VIOLÊNCIA DOMÉSTICA OU A LÓGICA DO GALINHEIRO
Heleieth I. B. Saffioti
DO GALINHEIRO
Um galinheiro sempre se organiza hierarquicamente, isto é, há nele uma "ordem das bicadas". Essa hierarquia garantirá sempre o maior poder para o galo. Pensando-se em um galinheiro com dez galinhas e um galo, a "ordem das bicadas" não apenas permite ao galo a posse sexual de todas as galinhas, como também lhe assegura o direito de bicá-las todas, isto é, praticar violência.

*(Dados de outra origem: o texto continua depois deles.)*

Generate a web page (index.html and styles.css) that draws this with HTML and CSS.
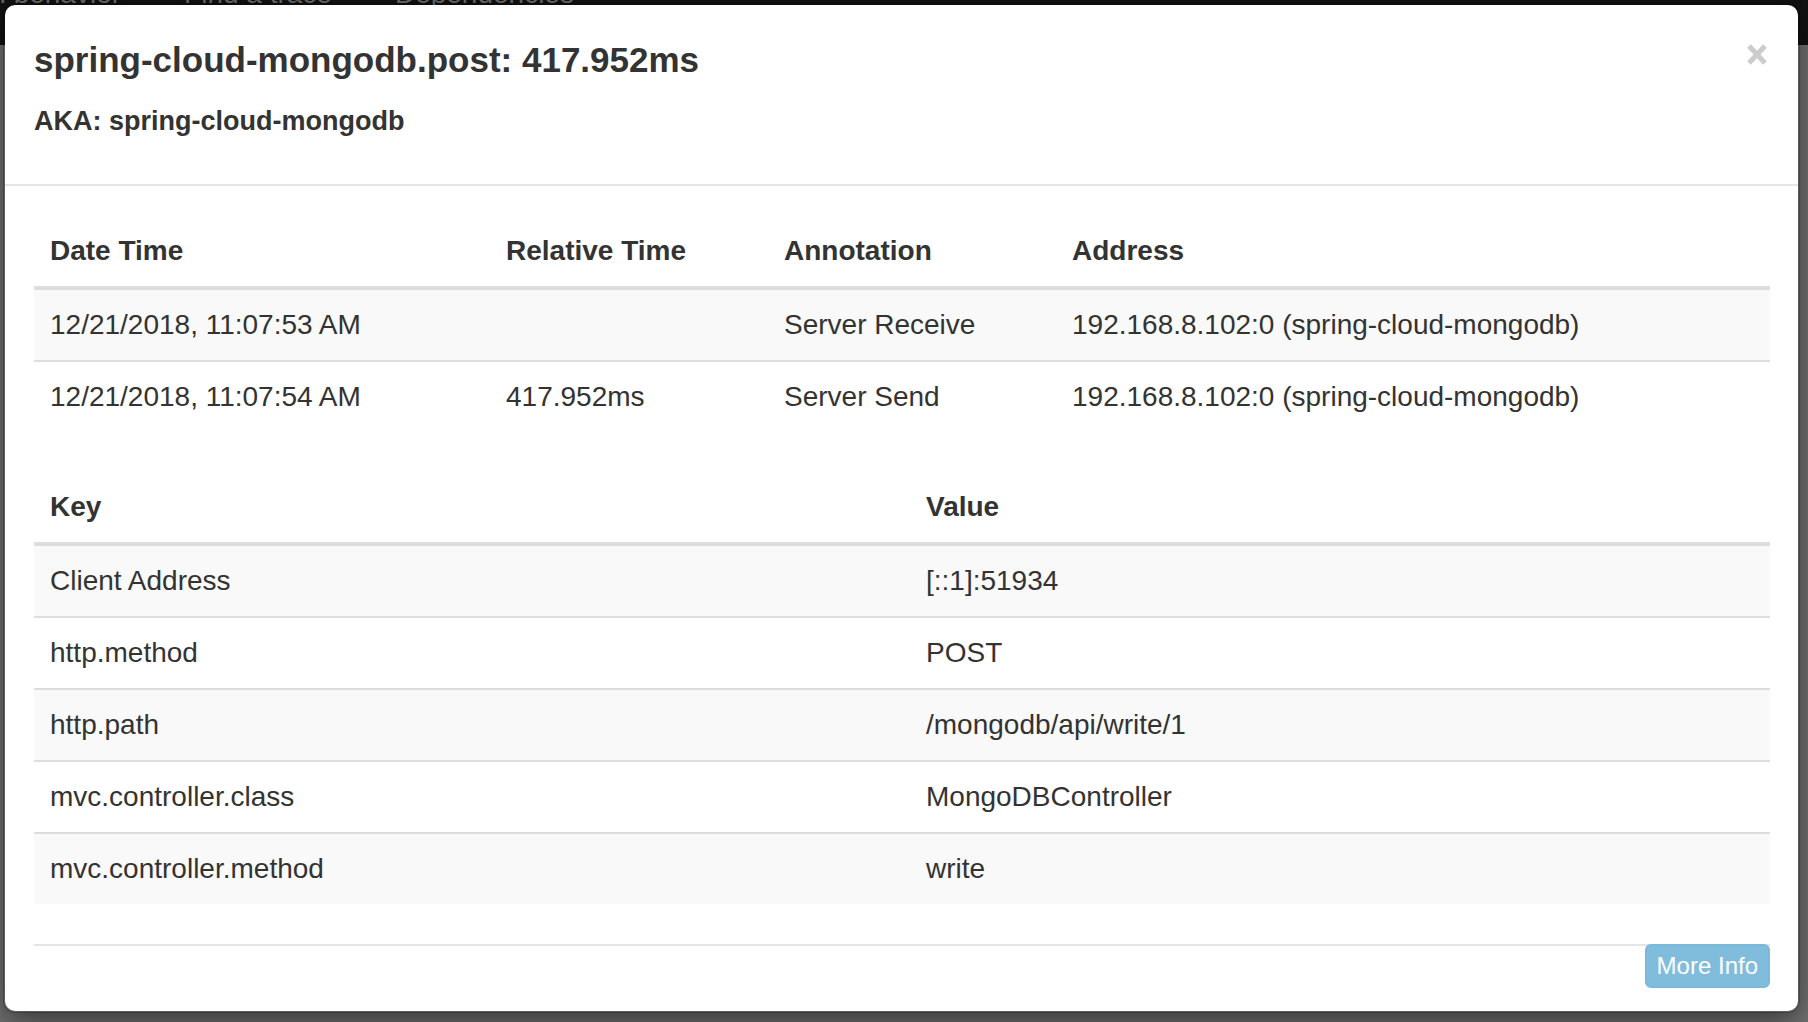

Uma das galinhas, a número 1, ou a “favorita”, como se diz quando se trata de um harém (um homem e várias mulheres), é bicada pelo galo, mas desfruta do direito de bicar as outras nove. A número 2 é bicada pelo galo e pela galinha número 1, podendo bicar as outras oito. A número 3 é bicada pelo galo e pelas galinhas números 1 e 2, bicando as demais, e assim sucessivamente. A galinha número 10, a última, é a que mais sofre, pois é bicada pelo galo e por todas as demais galinhas, não podendo bicar nenhuma. Assim, a hierarquia começa no galo e termina na 10ª galinha. O galo é o mais poderoso, detendo as galinhas de número 1 ao 9 diferentes parcelas de poder, estando a 10ª excluída dessa possibilidade. A última na hierarquia poderia até ser comparada com as pessoas que moram nos ruas, não tendo o que comer nem direito algum. Trata-se dos excluídos do mercado do desenvolvimento, enfim, excluídos dos direitos humanos mais elementares.
Dessa forma, um galinheiro é estruturado segundo uma escala de poder. No exemplo figurado foi estabelecida uma "ordem das bicadas", que pode ser muito duradoura, mas que pode, também, sofrer transformações. Se for introduzido um novo galo nesse terreiro, o galo número 1 fará tudo para manter seu poder no território. Os dois galos podem brigar até que um deles morra. Nesse caso, o sobrevivente torna-se "dono" do terreiro, dominando todas as galinhas. Mas pode ocorrer um empate na luta, quando, então, os galos dividem em dois o território original. Cada galo manda em um deles.